Ruppy: Teaching old dogs new tricks

Getting disparate groups to work together can be a daunting challenge. Anyone who has been through a practice merger can attest to this. But next time you are sitting in a meeting and you hear someone say, “Our cultures are too different” or “This is impossible; they have a different view of the universe,” think about Ruppy.

The world's first transgenic dog, Ruppy (for “Ruby Puppy”) made his debut alongside four of his fellow transgenic brothers and sisters in April 2009. A team of scientists led by Byeong-Chun Lee of Seoul National University in South Korea created the transgenic dogs through the use of retroviral integration to transfer a fluorescent gene—normally expressed by sea anemones—into dog fibroblast cell nuclei. The fibroblast cells' nuclei were then introduced into separate dog egg cells, which had had their original nuclei removed. After the egg cells had divided, the cloned embryo was implanted into a surrogate mother. The transferred gene codes for a fluorescent protein that glows red under ultraviolet light when it is expressed.

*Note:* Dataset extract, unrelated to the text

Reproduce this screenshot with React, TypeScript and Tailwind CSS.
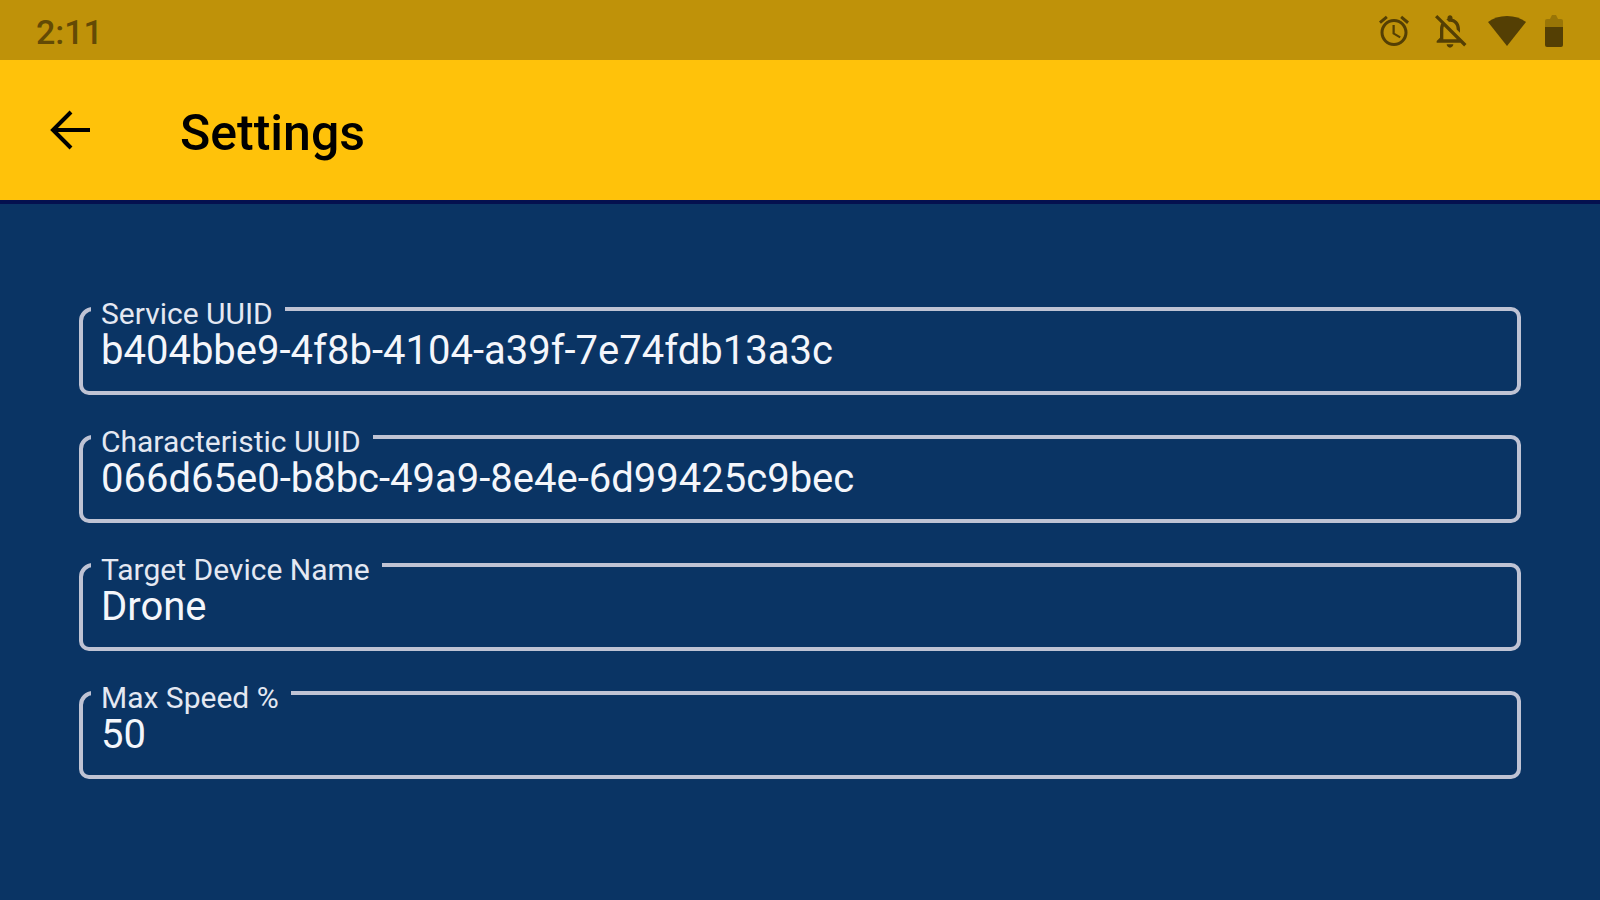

Scientists are interested in using the transgenic dogs as models to study human disease and cancer pathogenesis. Transgenesis is a notoriously laborious and expensive method of studying gene expression. The scientists began with 344 embryos, which they implanted into 20 dogs; this resulted in only seven pregnancies. One of the fetuses died in utero, while an 11-week-old puppy died due to complications from pneumonia. Five of the puppies survived in utero and are alive and healthy, and will soon begin to give birth to the next generation of fluorescent puppies.

Aside from the low efficiency of cloning (just 1.7% of the embryos came to term), another common problem is controlling where the cloned gene inserts into the nuclear DNA. The team of scientists responsible for the creation of the transgenic puppies used a retrovirus to insert the gene into the canine nuclear DNA, but they were unable to control where the virus inserted into the gene. Presumably, this would prevent researchers from using the transgenic dog as a model to study the role of gene deletion in cancer pathogenesis or using the dog model to study mutant forms of a gene. These knockout procedures, also known as gene targeting, are commonly performed in mice and rats.

Despite the limitations, the production of a transgenic dog model is considered to be an important accomplishment in showing that cloning and transgenesis can be applied to a wide range of mammals. Through the combination of a special fluorescent gene and a puppy, we now have a model (albeit an imperfect one) to study cancer and other pathological processes.

If two such different organisms can be combined to produce a working model for studying disease mechanisms, why should effective interdisciplinary collaboration between nursing staff and physicians be so difficult to achieve?

Research suggests that health care can be improved and patient harm reduced when health professionals successfully collaborate across professional boundaries. A recent study in the Journal of Interprofessional Care (Reeves et al., 2009) included more than 155 hours of observation and 47 interviews from a variety of health professionals. The investigators found that interprofessional interactions were “terse” and consisted of “unilateral comments from physicians to other health professionals.”

In contrast, interactions between other health professionals were “richer and lengthier” and comprised negotiations. The benefits of interdisciplinary collaboration include improved job satisfaction for clinicians and higher quality of care for patients.

As with transgenesis, the process of achieving interprofessional collaboration is not likely to be without complications. But by focusing our efforts on teamwork, communication, and strong relationships, successful collaboration between clinicians and other providers can be achieved. After all, if a chimera of a cnidarian and a canine can make a glow-in-the-dark doggie, anything's possible.